Raven, 25, and her father, Paul Lacerte, began the Moose Hide Campaign in 2011. The first squares of hide were hand-cut by Raven and her sister from moose Raven herself hunted. Her and her father began handing them out attached to a card stating their hope that more men would stand up in solidarity to end violence against women, specifically in the Indigenous communities where the rates were disproportionately higher. 

To date, they’ve now handed out 2 million squares—though their lofty goal is to reach 10 million. The pins and cards are free, can be worn by men and women alike and yes, there is a non-leather option as well. But as an Indigenous family who hunts, Raven says they chose moose hide as a symbol of redefining masculinity. 

“We think that there’s so much love and healing power from the land and we really want to honor that strong healthy warrior spirt.”

This is Why It’s Needed

Since 1970, police believe at least 18 women have gone missing or been murdered along a stretch of Highway 16, a corridor that extends between Prince George—the largest city in Northern British Columbia—and Prince Rupert, a port city 450 miles away. But locals and activists believe that number is closer to 50 missing or murdered women—many of them Indigenous women. As such, the road has earned the moniker “Highway of Tears.” It’s where Raven and Paul were hunting moose the day the idea came to them. 

According to the Canadian Femicide Observatory for Justice, Indigenous women and girls in Canada are anywhere from six to 12 times more likely to be murdered than non-Indigenous women and girls. And while the overall rates of femicide have declined in Canada, the rates for Indigenous femicide have risen—from 9 percent of all female homicides in 1980 to 24 percent by 2015.

Carolyn Bennett blames an “uneven application of justice.” She’s the minister of Indigenous and northern affairs in B.C. and spent months in 2016 traveling across the country speaking with those in Indigenous communities. She told The New York Times that survivors and families of those lost say police treat the deaths of Indigenous women “as inevitable, as if their lives mattered less.” Bennett says the Royal Canadian Mounted Police claim far fewer deaths and disappearances have occurred than the locals believe because the police deem the women’s deaths to be suicides, drug overdoses or accidents, and neglect to investigate foul play.  

“There was no investigation,” Bennett told The Times, citing one recent case. “The file folder’s empty.”

Domestic Violence Rates Higher for Indigenous People

Results of a self-reported 2014 General Social Survey on Victimization found these concerning statistics:

  • 10 percent of Indigenous women were assaulted by a current or former spouse within the last five years compared to 3 percent of their non-Indigenous counterparts.
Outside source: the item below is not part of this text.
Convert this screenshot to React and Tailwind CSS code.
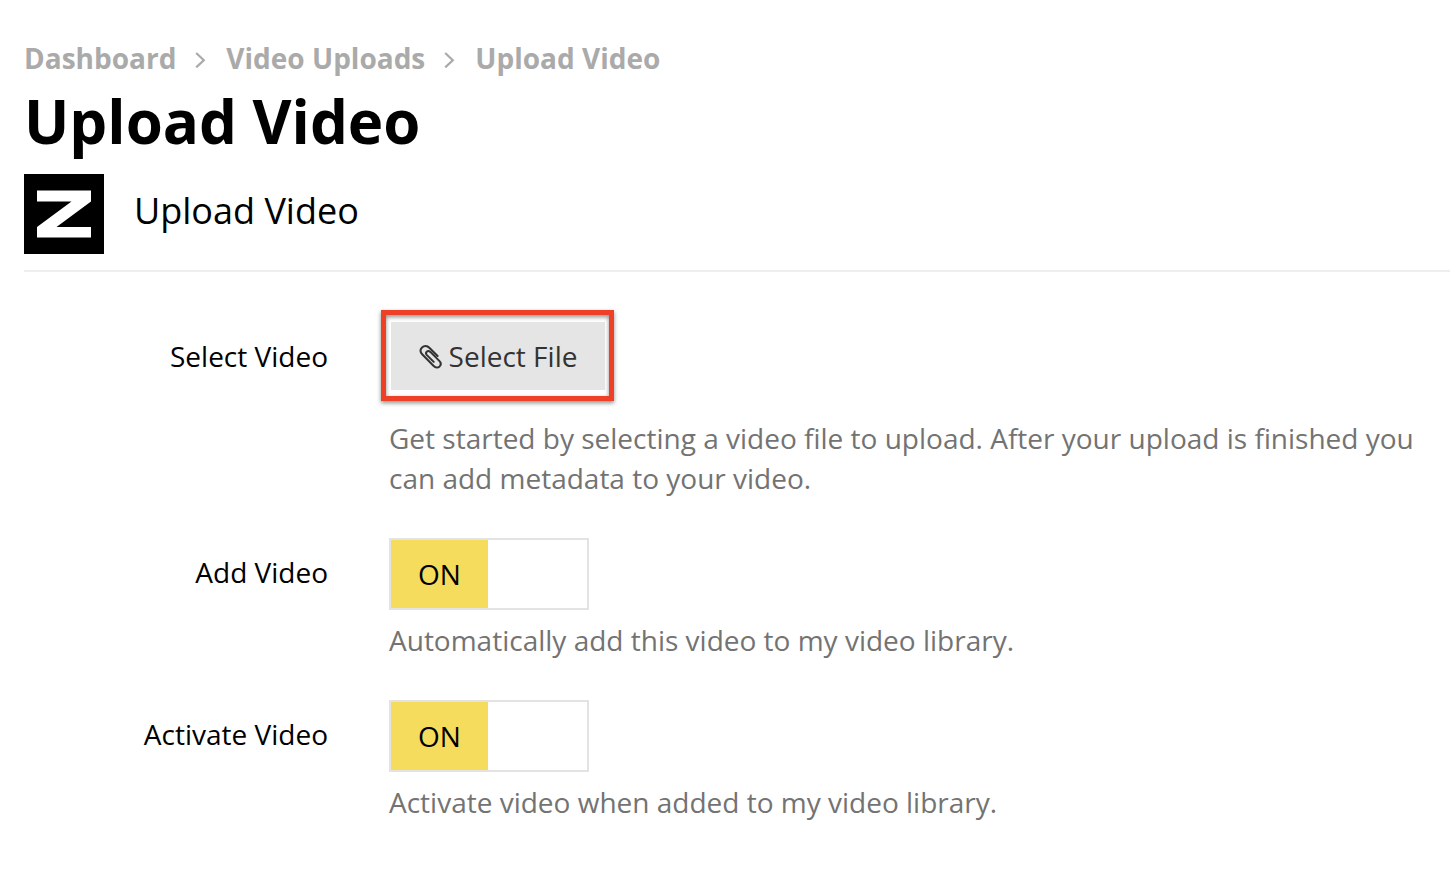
function Chevron() {
  return (
    <svg className="w-3 h-4 mt-1 shrink-0" viewBox="0 0 12 16" fill="none" stroke="#aaaaaa" strokeWidth="2.2" aria-hidden="true">
      <path d="M1.200 1 8.800 8.200 1.200 15.400" />
    </svg>
  );
}

function Logo() {
  return (
    <svg className="w-20 h-20 bg-black shrink-0" viewBox="0 0 80 80" fill="#ffffff" aria-hidden="true">
      <path d="M13 16.500H67V27.500L32.500 53H67V63.500H13V53L47.500 27.500H13Z" />
    </svg>
  );
}

function Paperclip() {
  return (
    <svg className="w-6 h-6 mt-0.5 shrink-0" viewBox="0 0 24 24" fill="none" stroke="#333333" strokeWidth="2" strokeLinecap="round" strokeLinejoin="round" aria-hidden="true">
      <path d="M18.600 11 10.600 3C8.100.500 5 .600 3 2.500 1 4.500 1.200 7.200 3.400 9.500L14.700 21C16.500 22.800 19 22.900 20.600 21.400 22.200 19.800 22 17.600 20.300 15.900L11.300 6.900C10.100 5.800 8.700 5.700 7.700 6.700 6.700 7.700 6.900 9 7.900 10.100L14.700 16.900" />
    </svg>
  );
}

function Toggle({ id }) {
  return (
    <div className="relative w-[200px] h-[72px] border-2 border-[#e3e3e3]">
      <input id={id} type="checkbox" defaultChecked className="peer absolute inset-0 w-full h-full opacity-0 cursor-pointer" />
      <span className="hidden peer-checked:flex w-[97px] h-full items-center justify-center bg-[#f5dc5d] text-black pointer-events-none">ON</span>
    </div>
  );
}

export default function UploadVideo() {
  const crumbs = ["Dashboard", "Video Uploads", "Upload Video"];
  const toggles = [
    { id: "add-video", label: "Add Video", help: "Automatically add this video to my video library." },
    { id: "activate-video", label: "Activate Video", help: "Activate video when added to my video library." },
  ];

  return (
    <div className="min-h-screen bg-white pl-6 pt-[38px] text-black text-[28px] leading-10 font-['Open_Sans',sans-serif]">
      <header>
        <nav aria-label="Breadcrumb">
          <ol className="flex items-center gap-[19px] font-bold text-[#aaaaaa]">
            {crumbs.map((crumb, i) => (
              <li key={crumb} className="flex items-center gap-[19px]">
                {i > 0 && <Chevron />}
                <a href="#">{crumb}</a>
              </li>
            ))}
          </ol>
        </nav>
        <h1 className="text-[60px] leading-[86px] font-bold">Upload Video</h1>
      </header>

      <div className="flex items-center gap-[30px] mt-[10px] pb-4 border-b-2 border-[#eeeeee]">
        <Logo />
        <h2 className="text-[36px] leading-[48px] pb-1.5">Upload Video</h2>
      </div>

      <form className="pt-12 pr-6">
        <div className="flex gap-[61px]">
          <label htmlFor="select-file" className="w-[304px] shrink-0 pt-4 text-right">Select Video</label>
          <div className="flex-1">
            <div className="relative w-[218px]">
              <button id="select-file" type="button" className="flex w-full h-[72px] items-center justify-center gap-1.5 border-2 border-white bg-[#e5e5e5] bg-clip-padding text-[#333333]">
                <Paperclip />
                Select File
              </button>
              <span className="absolute -left-2 -right-[7px] -top-[10px] -bottom-[9px] border-5 border-[#ee4026] drop-shadow-[0_2px_2px_rgba(0,0,0,0.45)] pointer-events-none" />
            </div>
            <p className="mt-[26px] text-[#737373]">
              Get started by selecting a video file to upload. After your upload is finished you can add metadata to your video.
            </p>
          </div>
        </div>

        {toggles.map((t) => (
          <div key={t.id} className="flex gap-[61px] mt-10 first-of-type:mt-0">
            <label htmlFor={t.id} className="w-[304px] shrink-0 pt-3.5 text-right">{t.label}</label>
            <div className="flex-1">
              <Toggle id={t.id} />
              <p className="mt-[10px] text-[#737373]">{t.help}</p>
            </div>
          </div>
        ))}
      </form>
    </div>
  );
}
In the territories (Nunavut, Northwest Territories and Yukon, which are the three most northern and remote areas of Canada), that rate grew to 19 percent. 
  • In cases of spousal abuse, 51 percent of the Indigenous female victims reported injuries, compared to 39 percent among non-Indigenous victims. Of those Indigenous victims, more than half reported severe forms of violence—sexual assault or being beaten, strangled or threatened with a gun or knife.
  • Indigenous victims of domestic violence were also almost twice as likely than non-Indigenous victims to fear for their lives—53 percent verses 29 percent. 

And while the focus of the Moose Hide Campaign began with drawing attention to Indigenous victims—Raven and her father belong to the Carrier First Nation—Raven says the nonprofit “quickly evolved” as they learned more about domestic violence. 

“It’s not just a women’s issue, it’s all of us,” says Raven, who says the issue became all that more prevalent to her two years ago when her daughter, Cedar, was born. 

“When we first got this idea, I was 16 and my dad wanted to make sure ... I had opportunity and a life where I was safe. But then I had my own daughter, and I got it. The desire was astronomical. That’s kind of my main biggest driver now that I’ve had her.”

Just a few months ago, the Moose Hide Campaign become a registered charity. They can begin accepting donations and they hope to spread their message to an even wider audience. They began working with a consulting firm in Vancouver to measure their impact. 

“They can confirm that for every moose hide pin distributed, it results in five conversations.” They want to start 10 million conversations. 

“If we’re changing the narrative, we hope the culture is changing too ... the way we treat women and children.”